Data segment:
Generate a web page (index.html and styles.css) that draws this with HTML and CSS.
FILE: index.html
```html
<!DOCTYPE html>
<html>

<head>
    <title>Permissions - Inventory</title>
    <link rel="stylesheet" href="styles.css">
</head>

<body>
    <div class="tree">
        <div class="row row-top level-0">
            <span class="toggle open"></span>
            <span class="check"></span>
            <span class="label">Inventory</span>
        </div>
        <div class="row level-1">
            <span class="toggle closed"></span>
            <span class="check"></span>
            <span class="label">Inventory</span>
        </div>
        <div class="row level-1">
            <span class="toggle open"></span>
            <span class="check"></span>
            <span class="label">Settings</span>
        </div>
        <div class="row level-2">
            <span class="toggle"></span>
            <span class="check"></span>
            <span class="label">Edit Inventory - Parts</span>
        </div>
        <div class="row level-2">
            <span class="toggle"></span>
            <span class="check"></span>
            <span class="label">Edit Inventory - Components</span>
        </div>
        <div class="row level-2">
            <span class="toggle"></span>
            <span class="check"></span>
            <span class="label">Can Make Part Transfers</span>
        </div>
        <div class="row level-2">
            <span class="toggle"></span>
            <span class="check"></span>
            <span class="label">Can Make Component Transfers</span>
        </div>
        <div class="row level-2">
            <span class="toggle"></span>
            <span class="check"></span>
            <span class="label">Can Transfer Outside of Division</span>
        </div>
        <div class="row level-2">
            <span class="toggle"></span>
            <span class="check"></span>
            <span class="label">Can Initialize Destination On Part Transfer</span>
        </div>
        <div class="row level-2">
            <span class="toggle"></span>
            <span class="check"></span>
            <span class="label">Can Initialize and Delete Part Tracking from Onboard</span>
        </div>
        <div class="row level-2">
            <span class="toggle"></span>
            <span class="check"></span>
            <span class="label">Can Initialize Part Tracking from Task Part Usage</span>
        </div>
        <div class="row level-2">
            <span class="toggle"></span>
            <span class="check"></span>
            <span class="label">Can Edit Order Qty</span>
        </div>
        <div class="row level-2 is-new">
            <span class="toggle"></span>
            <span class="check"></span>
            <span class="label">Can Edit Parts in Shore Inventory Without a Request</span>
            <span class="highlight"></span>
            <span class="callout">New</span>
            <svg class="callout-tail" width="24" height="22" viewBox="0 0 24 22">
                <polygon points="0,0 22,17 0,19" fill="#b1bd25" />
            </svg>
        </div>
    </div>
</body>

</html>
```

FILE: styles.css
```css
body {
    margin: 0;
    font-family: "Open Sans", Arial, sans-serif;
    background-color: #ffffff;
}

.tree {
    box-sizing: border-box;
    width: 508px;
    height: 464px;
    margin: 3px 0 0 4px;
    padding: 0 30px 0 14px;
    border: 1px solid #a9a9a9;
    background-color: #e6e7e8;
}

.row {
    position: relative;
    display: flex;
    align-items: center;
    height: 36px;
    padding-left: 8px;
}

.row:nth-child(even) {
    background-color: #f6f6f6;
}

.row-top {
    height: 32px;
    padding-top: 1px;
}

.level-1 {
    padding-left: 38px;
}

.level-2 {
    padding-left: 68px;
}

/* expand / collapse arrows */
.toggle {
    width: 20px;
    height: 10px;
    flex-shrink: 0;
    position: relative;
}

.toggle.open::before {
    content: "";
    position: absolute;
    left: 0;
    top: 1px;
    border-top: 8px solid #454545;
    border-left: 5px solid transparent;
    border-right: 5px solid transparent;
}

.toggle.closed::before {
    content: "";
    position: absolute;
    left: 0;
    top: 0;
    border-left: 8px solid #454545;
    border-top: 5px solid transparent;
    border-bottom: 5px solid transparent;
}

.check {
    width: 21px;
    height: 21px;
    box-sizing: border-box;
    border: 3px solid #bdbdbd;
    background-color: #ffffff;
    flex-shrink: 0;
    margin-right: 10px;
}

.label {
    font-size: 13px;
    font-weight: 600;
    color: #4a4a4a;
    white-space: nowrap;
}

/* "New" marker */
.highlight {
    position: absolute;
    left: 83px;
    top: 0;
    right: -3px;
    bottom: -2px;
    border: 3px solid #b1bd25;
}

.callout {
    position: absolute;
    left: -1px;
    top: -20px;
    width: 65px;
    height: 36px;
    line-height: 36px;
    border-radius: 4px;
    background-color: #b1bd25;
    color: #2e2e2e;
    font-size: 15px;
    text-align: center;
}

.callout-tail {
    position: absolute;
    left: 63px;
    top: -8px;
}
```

Exercise task:
Point out every line holding the string "styles" and copy it.

Written reply:
Generate a web page (index.html and styles.css) that draws this with HTML and CSS.
    <link rel="stylesheet" href="styles.css">
FILE: styles.css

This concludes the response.